Earlier this year in May, the Australian Competition and Consumer Commission (“ACCC”) issued its first infringement notices for alleged breaches under Australia’s updated Franchising Code of Conduct (“Code”) that resulted in civil penalties being paid by a Franchisor.  What this means for Franchisors is that the ACCC are ready to take action, and under the updated Code have more rights and abilities to take action and/or seek penalty payments.

In this particular situation, Domino’s Pizza Enterprises Limited (Domino’s) have now paid $18,000 in fines, on the basis of two ACCC infringement notices alleging that Domino’s failed to provide its Australian franchisees with a financial statement for the company’s marketing fund and an auditor’s report within the required time frames prescribed under the Code.

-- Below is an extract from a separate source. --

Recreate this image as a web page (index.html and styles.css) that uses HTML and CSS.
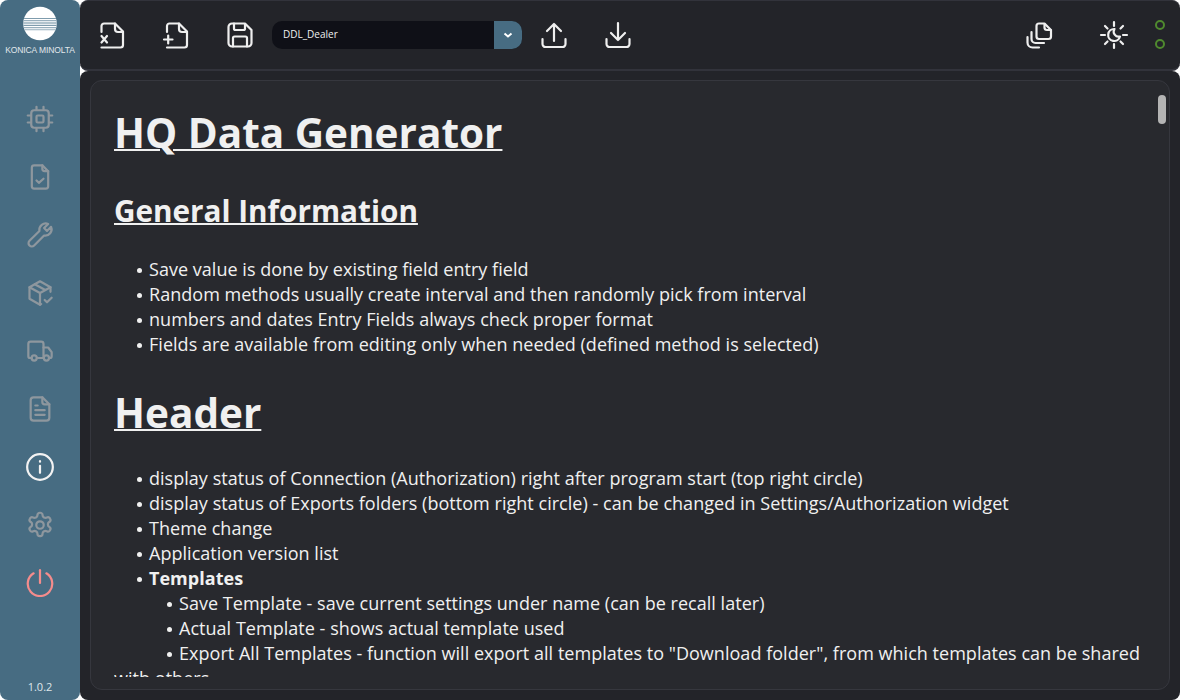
FILE: index.html
```html
<!DOCTYPE html>
<html lang="en">
<head>
<meta charset="utf-8">
<title>HQ Data Generator</title>
<link rel="stylesheet" href="styles.css">
</head>
<body>
<div class="app">
  <aside class="sidebar">
    <div class="logo">
      <svg class="globe" width="34" height="35" viewBox="0 0 34 35">
        <defs><clipPath id="gc"><circle cx="17" cy="17.500" r="16.800"/></clipPath></defs>
        <circle cx="17" cy="17.500" r="16.800" fill="#fff"/>
        <g clip-path="url(#gc)" fill="#7f9cad"><rect x="0" y="12" width="34" height="1"/><rect x="0" y="14.200" width="34" height="1"/><rect x="0" y="16.400" width="34" height="1.200"/><rect x="0" y="18.800" width="34" height="1.200"/><rect x="0" y="21.200" width="34" height="1"/><rect x="0" y="23.400" width="34" height=".8"/></g>
      </svg>
      <div class="brand">KONICA MINOLTA</div>
    </div>
    <nav class="nav">
      <a class="nav-item"><svg viewBox="0 0 24 24"><rect x="4.500" y="4.500" width="15" height="15" rx="2.500"/><rect x="9" y="9" width="6" height="6" rx="1"/><path d="M1.500 9H4M1.500 15H4M20 9h2.500M20 15h2.500M9 1.500V4M15 1.500V4M9 20v2.500M15 20v2.500"/></svg></a>
      <a class="nav-item"><svg viewBox="0 0 24 24"><path d="M14 2H7a2 2 0 0 0-2 2v16a2 2 0 0 0 2 2h10a2 2 0 0 0 2-2V7z"/><path d="M14 2v3a2 2 0 0 0 2 2h3"/><path d="M9 15l2 2 4-3.500"/></svg></a>
      <a class="nav-item"><svg viewBox="0 0 24 24"><path d="M7 21l8.500-8.500a5.500 5.500 0 0 0 6-7.500L18 8.500 15.500 6 19 2.500a5.500 5.500 0 0 0-7.500 6L3 17a2.800 2.800 0 0 0 4 4z"/></svg></a>
      <a class="nav-item"><svg viewBox="0 0 24 24"><path d="M21 11V7l-9-5-9 5v10l9 5 1-.5"/><path d="M3 7l9 5 9-5M12 12v10M7.500 4.500l9 5"/><path d="M16 18l2 2 4-4"/></svg></a>
      <a class="nav-item"><svg viewBox="0 0 24 24"><path d="M5 18H3.500A1.500 1.500 0 0 1 2 16.500V6a2 2 0 0 1 2-2h9a2 2 0 0 1 2 2v12H9.500"/><path d="M15 9h4l3 4v3.500a1.500 1.500 0 0 1-1.500 1.500H20"/><circle cx="7" cy="18" r="2.200"/><circle cx="17.500" cy="18" r="2.200"/></svg></a>
      <a class="nav-item"><svg viewBox="0 0 24 24"><path d="M14 2H6.500A2.500 2.500 0 0 0 4 4.500v15A2.500 2.500 0 0 0 6.500 22h11a2.500 2.500 0 0 0 2.500-2.500V8z"/><path d="M14 2v4a2 2 0 0 0 2 2h4M8 9h2M8 13h8M8 17h8"/></svg></a>
      <a class="nav-item active"><svg viewBox="0 0 24 24"><circle cx="12" cy="12" r="11"/><path d="M12 11v6"/><path d="M12 7v.4"/></svg></a>
      <a class="nav-item"><svg viewBox="0 0 24 24"><path d="M12.200 1.500h-.4a2 2 0 0 0-2 2v.2a2 2 0 0 1-1 1.700l-.4.300a2 2 0 0 1-2 0l-.2-.1a2 2 0 0 0-2.700.7l-.2.400a2 2 0 0 0 .7 2.700l.2.100a2 2 0 0 1 1 1.700v.6a2 2 0 0 1-1 1.700l-.2.100a2 2 0 0 0-.7 2.700l.2.400a2 2 0 0 0 2.700.7l.2-.1a2 2 0 0 1 2 0l.4.300a2 2 0 0 1 1 1.700v.2a2 2 0 0 0 2 2h.4a2 2 0 0 0 2-2v-.2a2 2 0 0 1 1-1.700l.4-.3a2 2 0 0 1 2 0l.2.100a2 2 0 0 0 2.700-.7l.2-.4a2 2 0 0 0-.7-2.700l-.2-.1a2 2 0 0 1-1-1.700v-.6a2 2 0 0 1 1-1.700l.2-.1a2 2 0 0 0 .7-2.700l-.2-.4a2 2 0 0 0-2.700-.7l-.2.100a2 2 0 0 1-2 0l-.4-.3a2 2 0 0 1-1-1.700v-.2a2 2 0 0 0-2-2z"/><circle cx="12" cy="12" r="3.200"/></svg></a>
      <a class="nav-item power"><svg viewBox="0 0 24 24"><path d="M12 1v11"/><path d="M6.500 3.700A10.500 10.500 0 1 0 17.500 3.700"/></svg></a>
    </nav>
    <div class="version">1.0.2</div>
  </aside>

  <div class="right">
    <header class="topbar">
      <button class="tool"><svg viewBox="0 0 26 26"><path d="M2.500 10V4A2.500 2.500 0 0 1 5 1.500h11l8 8V23a2.500 2.500 0 0 1-2.500 2.500h-19"/><path d="M16 1.500V7a3 3 0 0 0 3 3h5"/><path d="M2.500 14l5.500 6.500M8 14l-5.500 6.500"/></svg></button>
      <button class="tool"><svg viewBox="0 0 26 26"><path d="M4 10V4a2.500 2.500 0 0 1 2.500-2.500H16l8 8V23a2.500 2.500 0 0 1-2.500 2.500H4"/><path d="M16 1.500V7a3 3 0 0 0 3 3h5"/><path d="M1 17.500h8.500M5.200 13.500v8"/></svg></button>
      <button class="tool"><svg viewBox="0 0 26 26"><path d="M18 1.500H5A3.500 3.500 0 0 0 1.500 5v16A3.500 3.500 0 0 0 5 24.500h16a3.500 3.500 0 0 0 3.500-3.500V8z"/><path d="M7 1.500v5a1.500 1.500 0 0 0 1.500 1.500h8A1.500 1.500 0 0 0 18 6.500V2"/><path d="M6 24.500V16a1.500 1.500 0 0 1 1.500-1.500h11A1.500 1.500 0 0 1 20 16v8.500"/></svg></button>
      <div class="combo">
        <span class="combo-text">DDL_Dealer</span>
        <span class="combo-btn"><svg viewBox="0 0 10 6"><path d="M1.500 1.500L5 4.500l3.500-3"/></svg></span>
      </div>
      <button class="tool"><svg viewBox="0 0 26 26"><path d="M1.500 17v5a3 3 0 0 0 3 3h17a3 3 0 0 0 3-3v-5"/><path d="M13 19V2M6 9l7-7 7 7"/></svg></button>
      <button class="tool"><svg viewBox="0 0 26 26"><path d="M1.500 17v5a3 3 0 0 0 3 3h17a3 3 0 0 0 3-3v-5"/><path d="M13 1v17M6 11l7 7 7-7"/></svg></button>
      <div class="spacer"></div>
      <button class="tool copy"><svg viewBox="0 0 26 26"><path d="M13 1.500h5.500L25 8v6.500a2.500 2.500 0 0 1-2.500 2.500H13a2.500 2.500 0 0 1-2.500-2.500V4A2.500 2.500 0 0 1 13 1.500z"/><path d="M18.500 2v3.500a2.500 2.500 0 0 0 2.500 2.500h3.500"/><path d="M5.500 10v7a4 4 0 0 0 4 4H18"/><path d="M1.500 15v5.500a5 5 0 0 0 5 5H13"/></svg></button>
      <button class="tool theme"><svg viewBox="0 0 28 28"><path d="M14 1v4M14 23v4M1 14h4M23 14h4M5 5l2.500 2.500M20.500 20.500L23 23M5 23l2.500-2.500M20.500 7.500L23 5"/><path d="M14.500 8a6 6 0 1 0 5.500 7.500 5 5 0 0 1-5.500-7.500z"/></svg></button>
      <div class="status"><span class="dot"></span><span class="dot"></span></div>
    </header>

    <main class="main">
      <article class="doc">
        <div class="scroll-thumb"></div>
        <div class="doc-scroll">
          <h1>HQ Data Generator</h1>
          <h2>General Information</h2>
          <ul>
            <li>Save value is done by existing field entry field</li>
            <li>Random methods usually create interval and then randomly pick from interval</li>
            <li>numbers and dates Entry Fields always check proper format</li>
            <li>Fields are available from editing only when needed (defined method is selected)</li>
          </ul>
          <h1 class="h1-next">Header</h1>
          <ul>
            <li>display status of Connection (Authorization) right after program start (top right circle)</li>
            <li>display status of Exports folders (bottom right circle) - can be changed in Settings/Authorization widget</li>
            <li>Theme change</li>
            <li>Application version list</li>
            <li class="strong">Templates</li>
          </ul>
          <ul class="sub">
            <li>Save Template - save current settings under name (can be recall later)</li>
            <li>Actual Template - shows actual template used</li>
            <li>Export All Templates - function will export all templates to "Download folder", from which templates can be shared with others</li>
          </ul>
        </div>
      </article>
    </main>
  </div>
</div>
</body>
</html>
```

FILE: styles.css
```css
* { box-sizing: border-box; }
html, body { margin: 0; height: 100%; background: #fff; }
body { font-family: "Open Sans", "Noto Sans", sans-serif; overflow: hidden; }
.app { display: flex; width: 1180px; height: 700px; }

.sidebar {
  width: 80px; flex: none; background: #476c82; border-radius: 8px;
  display: flex; flex-direction: column; align-items: center;
}
.logo { display: flex; flex-direction: column; align-items: center; height: 90px; padding-top: 6px; }
.globe { display: block; }
.brand { font-family: "Liberation Sans", sans-serif; font-size: 8.500px; line-height: 10px; color: #e2e8ec; margin-top: 4px; white-space: nowrap; letter-spacing: -.1px; }
.nav { display: flex; flex-direction: column; align-items: center; gap: 30px; margin-top: 15px; }
.nav-item { display: block; width: 28px; height: 28px; color: #8e979e; }
.nav-item svg { display: block; width: 28px; height: 28px; fill: none; stroke: currentColor; stroke-width: 1.900; stroke-linecap: round; stroke-linejoin: round; }
.nav-item.active { color: #f2f2f2; }
.nav-item.power { color: #f58c8c; }
.version { margin-top: auto; padding-bottom: 6px; font-size: 11px; line-height: 15px; color: #dfe6ea; }

.right { flex: 1; min-width: 0; display: flex; flex-direction: column; }
.topbar {
  height: 71px; flex: none; background: #232429; border-radius: 8px;
  border-top: 1px solid #32333b; border-bottom: 2px solid #32333b;
  display: flex; align-items: center; padding: 0 15px 0 19px;
}
.tool { width: 26px; height: 26px; padding: 0; border: 0; background: none; margin-right: 38px; flex: none; }
.tool svg { display: block; width: 26px; height: 26px; overflow: visible; fill: none; stroke: #efefef; stroke-width: 2.200; stroke-linecap: round; stroke-linejoin: round; }
.combo { display: flex; width: 250px; height: 28px; margin: 0 19px 0 -19px; border-radius: 10px; overflow: hidden; background: #0f1017; flex: none; }
.combo-text { flex: 1; padding-left: 11px; font-size: 10px; line-height: 27px; color: #f0f0f0; }
.combo-btn { width: 28px; background: #476c82; display: flex; align-items: center; justify-content: center; }
.combo-btn svg { width: 10px; height: 6px; fill: none; stroke: #fff; stroke-width: 2; }
.spacer { flex: 1; }
.tool.copy { margin-right: 48px; }
.tool.theme { width: 28px; height: 28px; margin-right: 27px; }
.tool.theme svg { width: 28px; height: 28px; }
.status { display: flex; flex-direction: column; gap: 9px; margin-top: -1px; }
.dot { display: block; width: 10px; height: 10px; border-radius: 50%; border: 2px solid #4f8a2e; }

.main { flex: 1; min-height: 0; background: #232429; border-radius: 8px; padding: 9px 10px 10px; }
.doc {
  position: relative; height: 100%; background: #28292e;
  border: 1px solid #36373e; border-radius: 12px; padding: 0 23px 12px; color: #f0f0f0;
}
.doc-scroll { height: 100%; overflow: hidden; padding-top: 25px; }
.scroll-thumb { position: absolute; top: 14px; right: 3px; width: 8px; height: 29px; border-radius: 4px; background: #b4b4b4; }
h1 { margin: 0; font-size: 40.500px; line-height: 54px; font-weight: 700; text-decoration: underline; text-decoration-thickness: 2px; }
h2 { margin: 31px 0 0; font-size: 29.700px; line-height: 40px; font-weight: 700; text-decoration: underline; text-decoration-thickness: 2px; }
.h1-next { margin-top: 29px; }
ul { list-style: none; margin: 0; padding: 0; font-size: 18px; line-height: 25px; letter-spacing: .03px; }
h2 + ul { margin-top: 26px; }
.h1-next + ul { margin-top: 26px; }
li { text-indent: 35px; }
li::before { content: ""; display: inline-block; width: 5px; height: 5px; border-radius: 50%; background: currentColor; margin: 0 7px 0 -12px; vertical-align: 3px; }
.strong { font-weight: 700; }
ul.sub li { text-indent: 65px; }
```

The Code requires franchisors that have marketing or other co-operative funds to supply annual financial statements to franchisees of any funds they are required to contribute to, and to do this within 4 months of the end of the financial year, with audit reports of these funds to also be completed and provided to franchisees within 30 days of the relevant review, subject to certain exceptions set out in the Code.

In a public release issued by the ACCC on the 8th May 2017, the ACCC Deputy Chair Dr Michael Schaper  stated that “Ensuring small businesses receive the protection of industry codes is an enforcement priority for the ACCC.”

The ACCC have the right to issue an infringement notice where it has reasonable grounds to believe that a person has contravened certain requirements of the Code and set out an amount payable as the relevant penalty within such notice.

While Domino’s has paid these penalties, it should however be noted  that payment of a penalty specified in an infringement notice is not itself an admission of a contravention of the Code.

So what does this mean for Franchisors. In short it is a strong reminder to ensure Franchisors are aware of and meeting their Code obligations, and if the ACCC comes knocking they have kept easily accessible the records and material to promptly support their compliance.